The other strategy is to go outside at night. It's still hot, indeed. But it's not as blistering, and plus it's dark. There is something soothing and cooling about being outside at night. Michael and I have vowed to sit outside more after dark. It's nice to sit together outside with a dessert or a cool drink just for a little while. Having a time-out from the air conditioning feels good, at least for a few minutes.

Aside from the issue of getting outside, there is the question of what to do with all of our inside time. There's not a lot of night life going on around here! There are no new restaurants to try, no concerts or art openings, no bands playing at the local bar. The World Cup games were a great distraction, but now they're over, and there's nothing! Plus, with so many people gone for the summer, there is hardly any social life happening even in our neighbors' living rooms. I imagine that getting through a summer in Saudi Arabia is a lot like getting through a winter in northern Canada, or Scandinavia. You hunker down. You get creative.

I am learning French using Rosetta Stone. I have taken on some more writing work. Michael and I are playing a lot of chess. My computer rings a little alarm every hour to signal me to drop down on the floor and do push-ups, sit-ups, crunches. I read. I do Sun Salutations. I write. I cook. There are actually plenty of things to do, and I'm not getting bored. But my brain feels a little staticky; there is definitely a short circuit that happens when I go for days without leaving the house. My fuse gets shorter. The people closest to me start giving me cues that I am being intense, argumentative.

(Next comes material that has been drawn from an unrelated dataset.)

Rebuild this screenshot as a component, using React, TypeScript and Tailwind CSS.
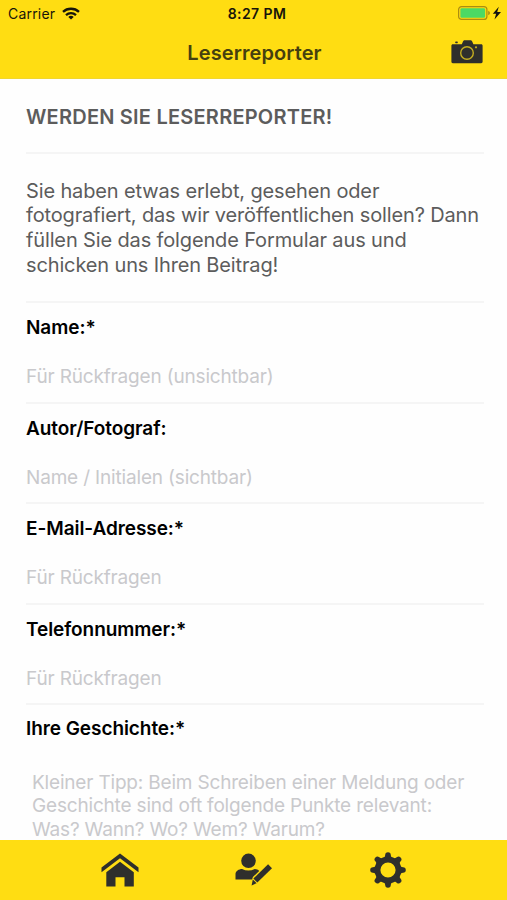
const fields = [
  { label: 'Name:*', hint: 'Für Rückfragen (unsichtbar)' },
  { label: 'Autor/Fotograf:', hint: 'Name / Initialen (sichtbar)' },
  { label: 'E-Mail-Adresse:*', hint: 'Für Rückfragen' },
  { label: 'Telefonnummer:*', hint: 'Für Rückfragen' },
];

function WifiIcon() {
  return (
    <svg width="18" height="13" viewBox="0 0 18 13" fill="none" stroke="#17150a" strokeWidth="2.3">
      <path d="M1 4.9C5.4.7 12.6.7 17 4.9" />
      <path d="M4 8.1c2.8-2.6 7.2-2.6 10 0" />
      <path d="M9 12.6 6.3 9.9c1.5-1.4 3.9-1.4 5.4 0z" fill="#17150a" stroke="none" />
    </svg>
  );
}

function BatteryIcon() {
  return (
    <svg width="45" height="15" viewBox="0 0 45 15">
      <rect x="0.6" y="0.6" width="28.3" height="12.8" rx="3" fill="none" stroke="#ac8d10" strokeWidth="1.2" />
      <rect x="2.4" y="2.3" width="24.7" height="9.4" rx="1.3" fill="#4cd964" />
      <path d="M30.4 4.8c1.8.7 1.8 3.7 0 4.4z" fill="#8c7618" />
      <path d="M40.8 .8 34.8 7.7h3.3l-1.6 5.8 6.5-7.4h-3.8z" fill="#111" />
    </svg>
  );
}

function CameraIcon() {
  return (
    <svg width="32" height="24" viewBox="0 0 32 24">
      <path
        d="M1.8 4.3h9L12 1.6C12.4.7 13 .3 13.8.3h5.6c.8 0 1.4.4 1.8 1.3l1.2 2.7h7.8c.8 0 1.4.6 1.4 1.4v16.1c0 .8-.6 1.4-1.4 1.4H1.8c-.8 0-1.4-.6-1.4-1.4V5.7c0-.8.6-1.4 1.4-1.4z"
        fill="#2f2f2c"
      />
      <rect x="4.2" y="1.6" width="2.6" height="1.6" rx="0.6" fill="#2f2f2c" />
      <circle cx="16" cy="13" r="6.3" fill="none" stroke="#c4ad20" strokeWidth="1.4" />
      <circle cx="25" cy="7.3" r="1.1" fill="#c4ad20" />
    </svg>
  );
}

function HomeIcon() {
  return (
    <svg width="38" height="34" viewBox="0 0 38 34" fill="#2f2f2c">
      <path d="M19 .5 37.5 14.6v4.6L19 5.3.5 19.2v-4.6z" />
      <path d="M19 8.7 32.8 19.2v14.3H23.5v-9.3h-9v9.3H5.3V19.2z" />
    </svg>
  );
}

function UserEditIcon() {
  return (
    <svg width="38" height="34" viewBox="0 0 38 34" fill="#2f2f2c">
      <circle cx="13.5" cy="7.8" r="7.3" />
      <path d="M.5 26.5v-5.2c0-3 3.3-5.2 6.6-5.2 4 2 8.5 2 12.7 0 1.7.2 3.3.7 4.4 1.8l-6.3 6.2-.8 2.4z" />
      <path d="m33.1 11.3 3.9 3.9-14.7 14.3-3.9-3.9z" />
      <path d="m17.8 26.4 3.8 3.8-5 2.2z" />
    </svg>
  );
}

const teeth = [0, 45, 90, 135, 180, 225, 270, 315];

function GearIcon() {
  return (
    <svg width="36" height="36" viewBox="-18 -18 36 36" fill="#2f2f2c">
      <circle r="10.5" fill="none" stroke="#2f2f2c" strokeWidth="5.8" />
      {teeth.map((angle) => (
        <path
          key={angle}
          transform={`rotate(${angle})`}
          d="M-5.5-11.5c1.9-.7 2.5-1.8 2.7-3.6.1-1.7.9-2.7 2.8-2.7s2.7 1 2.8 2.7c.2 1.8.8 2.9 2.7 3.6z"
        />
      ))}
    </svg>
  );
}

export default function App() {
  return (
    <div className="flex h-[900px] w-[507px] flex-col overflow-hidden bg-[#fefefe] font-['Inter','Liberation_Sans',sans-serif]">
      <header className="h-[79px] shrink-0 border-b border-[#f0d630] bg-[#ffdd12]">
        <div className="grid h-[27px] grid-cols-3 items-center pl-2 pr-[4px] text-[#17150a]">
          <div className="flex items-center gap-[7px] text-[14px] tracking-[0.2px]">
            <span>Carrier</span>
            <WifiIcon />
          </div>
          <div className="pl-[3px] text-center text-[14px] font-semibold tracking-[0.4px]">8:27 PM</div>
          <div className="flex justify-end">
            <BatteryIcon />
          </div>
        </div>
        <div className="grid h-[50px] grid-cols-[1fr_auto_1fr] items-center pr-6">
          <span />
          <h1 className="pl-[26px] pt-px text-[20px] font-semibold tracking-[0.1px] text-[#45400f]">Leserreporter</h1>
          <div className="flex justify-end">
            <CameraIcon />
          </div>
        </div>
      </header>

      <main className="min-h-0 flex-1 overflow-hidden pl-[26px] pr-[23px]">
        <h2 className="flex h-[75px] items-center border-b-2 border-[#f5f5f5] pt-[2px] text-[20px] font-semibold tracking-[0.22px] text-[#5c5c5c]">
          WERDEN SIE LESERREPORTER!
        </h2>
        <div className="h-[149px] whitespace-nowrap border-b-2 border-[#f5f5f5] pt-[24.5px] text-[20px] leading-[24.8px] tracking-[-0.14px] text-[#5c5c5c]">
          <p>Sie haben etwas erlebt, gesehen oder</p>
          <p>fotografiert, das wir veröffentlichen sollen? Dann</p>
          <p>füllen Sie das folgende Formular aus und</p>
          <p>schicken uns Ihren Beitrag!</p>
        </div>
        {fields.map((field) => (
          <div key={field.label} className="h-[100.5px] border-b-2 border-[#f5f5f5] pt-[13px]">
            <p className="text-[19px] font-semibold leading-[24px] tracking-[-0.07px] text-black">{field.label}</p>
            <p className="mt-[25px] text-[19px] leading-[24px] tracking-[-0.17px] text-[#c9c9cc]">{field.hint}</p>
          </div>
        ))}
        <div className="pt-[12px]">
          <p className="text-[19px] font-semibold leading-[24px] tracking-[-0.07px] text-black">Ihre Geschichte:*</p>
          <div className="mt-[30px] whitespace-nowrap pl-[6px] text-[19px] leading-[23.3px] tracking-[-0.18px] text-[#c9c9cc]">
            <p>Kleiner Tipp: Beim Schreiben einer Meldung oder</p>
            <p>Geschichte sind oft folgende Punkte relevant:</p>
            <p>Was? Wann? Wo? Wem? Warum?</p>
          </div>
        </div>
      </main>

      <nav className="flex h-[60px] shrink-0 items-center justify-between bg-[#ffdd12] pb-[1px] pl-[100.5px] pr-[101px]">
        <HomeIcon />
        <UserEditIcon />
        <GearIcon />
      </nav>
    </div>
  );
}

This is, in all seriousness, a beautiful opportunity to learn some self-control, some self-discipline, and to Get Things Done. I think I'm doing a fairly good job of it, all things considered. But I sure am looking forward to August 1st, when I fly out of here once again. Next, I am going to Brussels to visit a friend for a few days, then to Paris, and then to a farm in Normandy, where I will be weeding and helping to harvest organic produce. There! Plenty of dirt under my fingernails in a few short weeks.

Next year, Michael will probably be able to take his annual leave during the high summer season, so neither of us will have to slog through another Saudi July. I am glad to have this opportunity to experience a Middle Eastern summer, but just the once'll do it.